Our list of the SEC’s best and worst in Week 4:

STUDS

1. Leonard Fournette: He just keeps getting better. With 631 rushing yards on the season, Fournette not only leads the SEC, he ranks third in the country. Not bad, but when you consider that he’s played one fewer game than every other rusher in the top 10, it becomes clear just how amazing the LSU sophomore has been. On a per-game basis, he’s leading the nation in rushing by more than 40 yards per game. He put up 244 yards against Syracuse, a career-high and just six yards short of the LSU single-game record.

2. Christian Kirk: Four games into his college career, Kirk already has three 100-yard receiving games and, on a team loaded with receiving talent, is making a strong case that he’s already the best of the bunch.

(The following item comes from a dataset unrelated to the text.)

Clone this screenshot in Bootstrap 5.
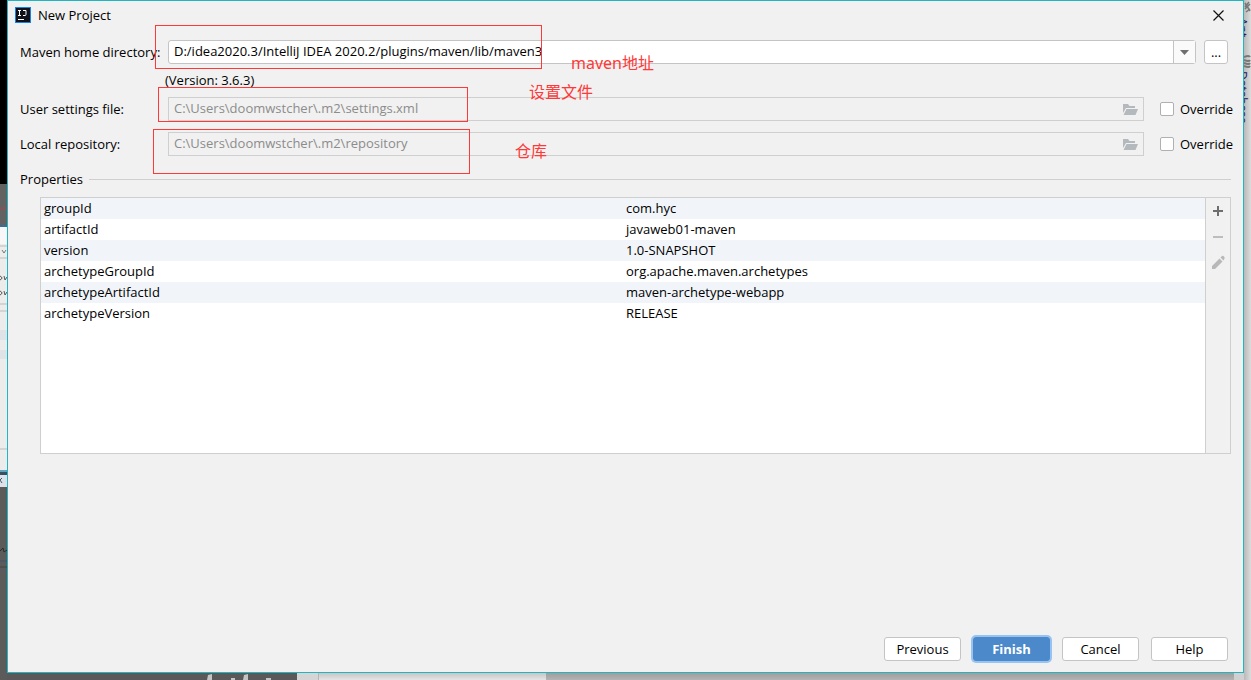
<!DOCTYPE html>
<html lang="en">
<head>
<meta charset="utf-8">
<meta name="viewport" content="width=device-width, initial-scale=1">
<title>New Project</title>
<link rel="stylesheet" href="https://cdn.jsdelivr.net/npm/bootstrap@5.3.0/dist/css/bootstrap.min.css">
<style>
  :root { --line: #cfcfcf; --ctl: #c4c4c4; --note: #ff3838; }
  body {
    font-family: "Open Sans", "Noto Sans CJK SC", sans-serif;
    font-size: 13px; line-height: 20px; color: #000;
    background: #d6d6d6;
  }
  .desktop { display: grid; grid-template-columns: 7px minmax(0, 1fr) 7px; grid-template-rows: minmax(0, 1fr) 7px; height: 100vh; overflow: hidden; }
  .strip-left { grid-row: 1 / 3; background: #5b5b5b; }
  .strip-right { grid-row: 1 / 3; grid-column: 3; background: linear-gradient(90deg, #b9b9b9, #dcdcdc); }
  .strip-left, .strip-right { overflow: hidden; }
  .strip-bottom { grid-column: 2; grid-row: 2; }
  .strip-bottom .dark { width: 290px; background: #5a5858; }
  .strip-bottom .gutter { width: 22px; background: #d5d5d5; border-right: 1px solid #b5b5b5; }
  .strip-bottom .pale { width: 227px; background: linear-gradient(#c6c6c6, #e4e4e4); }
  .strip-bottom .grey { background: linear-gradient(#9e9e9e, #b3b3b3); }
  .strip-bottom .end { width: 10px; background: #d0d0d0; }

  .dialog-win { grid-column: 2; grid-row: 1; background: #f1f1f1; border: 1px solid #1fb6c1; }
  .titlebar { padding: 0 19px 0 7px; height: 28px; }
  .titlebar .brand { gap: 7px; }
  .titlebar h1 { font-size: 13px; line-height: 20px; font-weight: 400; }
  .icon-btn { border: 0; background: none; padding: 0; line-height: 0; }
  .form-area { padding: 11px 12px 0; }
  .field-label { width: 148px; flex: none; white-space: nowrap; }
  .ctl {
    height: 24px; width: 100%; border: 1px solid var(--ctl); border-radius: 3px;
    background: #fff; font-size: 13px; line-height: 20px; padding: 0 5px 2px; color: #000;
  }
  .ctl:disabled { background: #f1f1f1; border-color: var(--line); border-radius: 0; color: #8c8c8c; opacity: 1; }
  select.ctl { appearance: none; }
  .combo-arrow { position: absolute; right: 1px; top: 1px; bottom: 1px; width: 22px; border-left: 1px solid var(--ctl); background: #fafafa; pointer-events: none; }
  .folder { position: absolute; right: 6px; top: 6px; }
  .browse { width: 24px; height: 24px; border: 1px solid var(--ctl); border-radius: 3px; background: #fff; padding: 0; line-height: 20px; margin-right: 3px; }
  .override { width: 87px; padding-left: 16px; gap: 6px; flex: none; }
  .override .form-check-input { width: 14px; height: 14px; margin: 0; border: 1px solid #b0b0b0; border-radius: 2px; flex: none; }
  .version { height: 33px; padding: 6px 0 0 145px; }
  .row-gap { margin-top: 11px; }

  .note-box { position: absolute; border: 1px solid var(--note); pointer-events: none; z-index: 2; }
  .note-text { position: absolute; color: var(--note); font-family: "Noto Sans", "Noto Sans CJK SC", sans-serif; font-size: 16px; line-height: 24px; white-space: nowrap; pointer-events: none; z-index: 2; }
  .box-home { left: -13px; top: -15px; width: 387px; height: 44px; }
  .box-settings { left: -10px; top: -10px; width: 310px; height: 35px; }
  .box-repo { left: -15px; top: -3px; width: 317px; height: 45px; }
  .text-home { left: 403px; top: 11px; }
  .text-settings { left: 361px; top: -17px; }
  .text-repo { left: 347px; top: 7px; }

  .section-head { margin-top: 13px; gap: 6px; }
  .section-head h2 { font-size: 13px; line-height: 20px; font-weight: 400; }
  .section-head .rule { height: 1px; background: var(--line); }
  .props { margin: 8px 0 0 20px; height: 257px; border: 1px solid var(--line); background: #fff; }
  .props table { width: 100%; table-layout: fixed; }
  .props td { height: 21px; padding: 0 3px; line-height: 21px; }
  .props tr:nth-child(odd) { background: #f1f5fa; }
  .tools { width: 25px; background: #f1f1f1; border-left: 1px solid var(--line); padding-top: 5px; gap: 10px; flex: none; }
  .actions { padding: 0 15px 11px; gap: 12px; }
  .dlg-btn { width: 77px; height: 24px; padding: 0; font-size: 13px; line-height: 22px; border: 1px solid var(--ctl); border-radius: 3px; background: #fff; color: #000; }
  .dlg-btn.main-action { background: #4b89ca; border-color: #4b89ca; color: #fff; font-weight: 700; box-shadow: 0 0 0 2px #97c3f3; }
  .side-tabs { writing-mode: vertical-rl; font-size: 12px; line-height: 14px; color: #151560; }
  .side-tabs span { position: relative; left: -9px; }
</style>
</head>
<body>
<div class="desktop">
  <div class="strip-left" aria-hidden="true">
    <svg width="7" height="680" class="d-block">
      <rect width="7" height="184" fill="#000"/>
      <rect y="184" width="7" height="42" fill="#626262"/>
      <path d="M0 210l2-3 2 3M5 206v4" stroke="#a14a4a" fill="none"/>
      <rect y="225" width="7" height="2" fill="#386f98"/>
      <rect y="227" width="7" height="246" fill="#ececec"/>
      <rect y="227" width="7" height="17" fill="#f7f7f7"/>
      <path d="M0 246h7M0 258h7M0 304h7M0 311h7M0 449h7" stroke="#bbb"/>
      <path d="M2 250l2 3 2-3" stroke="#777" fill="none"/>
      <path d="M0 276q4 2 0 4M4 276l1 4 2-3M0 291q4 2 0 4M4 291l1 4 2-3" stroke="#555" fill="none"/>
      <path d="M0 330h7v10H0zM0 350h7v9H0z" fill="#dfe3e8"/>
      <rect y="470" width="7" height="2" fill="#63a2be"/>
      <rect y="472" width="7" height="3" fill="#3d4e60"/>
      <rect y="475" width="7" height="12" fill="#dde1ea"/>
      <path d="M0 480l2-2M0 480l2 3" stroke="#456"/>
      <rect y="487" width="7" height="193" fill="#5b5b5b"/>
      <path d="M0 551l3-3 1 4 3-2" stroke="#2b2b2b" fill="none"/>
      <path d="M0 561h7" stroke="#405268"/>
      <path d="M0 567h7" stroke="#444"/>
    </svg>
  </div>

  <main class="dialog-win d-flex flex-column">
    <header class="titlebar d-flex align-items-center justify-content-between">
      <div class="brand d-flex align-items-center">
        <svg width="16" height="16" viewBox="0 0 16 16" aria-hidden="true">
          <rect x=".5" y=".5" width="15" height="15" fill="#10131c" stroke="#1783e8"/>
          <path d="M3 3.500h3M4.500 3.500v5M3 8.500h3M8 3.500h3v4q0 1-1 1H8" fill="none" stroke="#fff"/>
          <path d="M3 12.500h6" stroke="#fff"/>
        </svg>
        <h1 class="m-0">New Project</h1>
      </div>
      <button type="button" class="icon-btn" aria-label="Close">
        <svg width="11" height="11" viewBox="0 0 11 11"><path d="M.5.5l10 10M10.500.5l-10 10" stroke="#111" stroke-width="1.200"/></svg>
      </button>
    </header>

    <form class="form-area">
      <div class="d-flex align-items-center">
        <label class="field-label" for="home">Maven home directory:</label>
        <div class="position-relative flex-grow-1 me-2">
          <select class="ctl d-block" id="home"><option>D:/idea2020.3/IntelliJ IDEA 2020.2/plugins/maven/lib/maven3</option></select>
          <span class="combo-arrow d-flex align-items-center justify-content-center">
            <svg width="9" height="5" viewBox="0 0 9 5" aria-hidden="true"><path d="M0 0h9L4.500 5z" fill="#6e6e6e"/></svg>
          </span>
          <span class="note-box box-home"></span>
          <span class="note-text text-home">maven地址</span>
        </div>
        <button type="button" class="browse">...</button>
      </div>
      <div class="version">(Version: 3.6.3)</div>

      <div class="d-flex align-items-center">
        <label class="field-label" for="settings">User settings file:</label>
        <div class="position-relative flex-grow-1">
          <input class="ctl d-block" id="settings" type="text" value="C:\Users\doomwstcher\.m2\settings.xml" disabled>
          <svg class="folder" width="16" height="13" viewBox="0 0 16 13" aria-hidden="true"><path d="M1 1h5l1.500 2H13v2H4L1 10zM4.500 6H16l-2.500 6H1.500z" fill="#b3b9bd"/></svg>
          <span class="note-box box-settings"></span>
          <span class="note-text text-settings">设置文件</span>
        </div>
        <div class="override d-flex align-items-center">
          <input class="form-check-input" type="checkbox" id="ov1"><label for="ov1">Override</label>
        </div>
      </div>

      <div class="d-flex align-items-center row-gap">
        <label class="field-label" for="repo">Local repository:</label>
        <div class="position-relative flex-grow-1">
          <input class="ctl d-block" id="repo" type="text" value="C:\Users\doomwstcher\.m2\repository" disabled>
          <svg class="folder" width="16" height="13" viewBox="0 0 16 13" aria-hidden="true"><path d="M1 1h5l1.500 2H13v2H4L1 10zM4.500 6H16l-2.500 6H1.500z" fill="#b3b9bd"/></svg>
          <span class="note-box box-repo"></span>
          <span class="note-text text-repo">仓库</span>
        </div>
        <div class="override d-flex align-items-center">
          <input class="form-check-input" type="checkbox" id="ov2"><label for="ov2">Override</label>
        </div>
      </div>

      <div class="section-head d-flex align-items-center">
        <h2 class="m-0">Properties</h2><span class="rule flex-grow-1"></span>
      </div>
      <div class="props d-flex">
        <div class="flex-grow-1">
          <table>
            <tbody>
              <tr><td>groupId</td><td>com.hyc</td></tr>
              <tr><td>artifactId</td><td>javaweb01-maven</td></tr>
              <tr><td>version</td><td>1.0-SNAPSHOT</td></tr>
              <tr><td>archetypeGroupId</td><td>org.apache.maven.archetypes</td></tr>
              <tr><td>archetypeArtifactId</td><td>maven-archetype-webapp</td></tr>
              <tr><td>archetypeVersion</td><td>RELEASE</td></tr>
            </tbody>
          </table>
        </div>
        <div class="tools d-flex flex-column align-items-center">
          <button type="button" class="icon-btn" aria-label="Add"><svg width="16" height="16" viewBox="0 0 16 16"><path d="M3 8h10M8 3v10" stroke="#6e6e6e" stroke-width="2"/></svg></button>
          <button type="button" class="icon-btn" aria-label="Remove" disabled><svg width="16" height="16" viewBox="0 0 16 16"><path d="M3 8h10" stroke="#bdbdbd" stroke-width="2"/></svg></button>
          <button type="button" class="icon-btn" aria-label="Edit" disabled><svg width="16" height="16" viewBox="0 0 16 16"><path d="M2 11l7.500-7.500 3 3L5 14H2zM10.500 2.500L12 1q1-.5 2 .5t.5 2L13.500 5.500z" fill="#b8b8b8"/></svg></button>
        </div>
      </div>
    </form>

    <footer class="actions d-flex justify-content-end mt-auto">
      <button type="button" class="dlg-btn">Previous</button>
      <button type="button" class="dlg-btn main-action">Finish</button>
      <button type="button" class="dlg-btn">Cancel</button>
      <button type="button" class="dlg-btn">Help</button>
    </footer>
  </main>

  <div class="strip-right" aria-hidden="true">
    <svg width="7" height="18" class="d-block"><path d="M1 3l5 8M5 2L1 7M2 12l4-3M1 9l5-5" stroke="#777" stroke-width="1.500"/></svg>
    <div class="side-tabs"><span>Ant</span></div>
    <svg width="7" height="34" class="d-block"><path d="M0 20q5-2 6 0M0 23q5 2 6 0M0 26q5 2 6 0M0 29q5 2 6 0" stroke="#777" stroke-width="2" fill="none"/></svg>
    <div class="side-tabs"><span>Database</span></div>
  </div>
  <div class="strip-bottom d-flex" aria-hidden="true">
    <div class="dark"><svg width="290" height="7" class="d-block"><path d="M200 7l1-5 4-1v6zM224 7V5h4v2zM236 7l1-5 4-1v6zM259 7V5h5v2z" fill="#c4c4c4"/></svg></div>
    <div class="gutter"></div>
    <div class="pale"></div>
    <div class="grey flex-grow-1"></div>
    <div class="end"></div>
  </div>
</div>
<script src="https://cdn.jsdelivr.net/npm/bootstrap@5.3.0/dist/js/bootstrap.bundle.min.js"></script>
</body>
</html>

He set career-highs in the win over Arkansas with eight catches for 173 yards and two touchdowns and is now leading the conference in receiving yards with 442.

3. Richie Brown: The junior linebacker was the leader of a Mississippi State defense that gave up some yards but held firm in key situations in a 17-9 win over Auburn. Brown finished with a game-high 13 tackles (12 solo), with three tackles for loss and two sacks. He ranks fourth in the conference with 39 stops through four games.

DUDS

1-tie. Butch Jones & Bret Bielema: We should start this by saying that if just one or two plays broke differently for either team, there’s a much better feeling around both teams and their coaches today. But that’s not what happened. Again. Tennessee and Arkansas were the darkhorse picks of the East and West this summer, respectively, and while both have shown glimpses of the teams many expected them to be, those snapshots are blotted out by their inability to close out a win.

Both head coaching staffs made some questionable decisions on Saturday as they squandered leads in the fourth quarter. But more than the micro-level decision-making that’s much easier in hindsight, what’s troubling is the fact that with both coaches in Year 3, neither has developed a consistent winner — a team that can shrug off adversity and come out with a win against a good team.

After some positive indicators last season, both the Vols and Hogs are scuffling again in 2015. As fate would have it, they’ll meet this weekend in Knoxville. The winner will have new life and a .500 conference record. The loser will be 0-2 in the SEC and faced with a fan base of dwindling patience.

3. Maty Mauk: Missouri’s junior quarterback has never been the kind of signal-caller who dazzles with consistent greatness, but he’s always been one who finds a way to win. The fact that he couldn’t make that happen on Saturday against Kentucky makes his pedestrian numbers — 15 of 30 for 180 yards — look and feel even worse. To be fair, Mauk is tasked with running an offense that has little running game while Russell Hansbrough is at less than 100 percent, and he still hasn’t found reliable receivers to replace the key pieces now departed from last year’s team. But as a veteran quarterback and the leader of the offense, the responsibility to make plays falls to Mauk, and he wasn’t able to do that on Saturday. While Kentucky marched for a pair of second-half touchdowns, Missouri’s final five possessions netted just two field goals and three punts.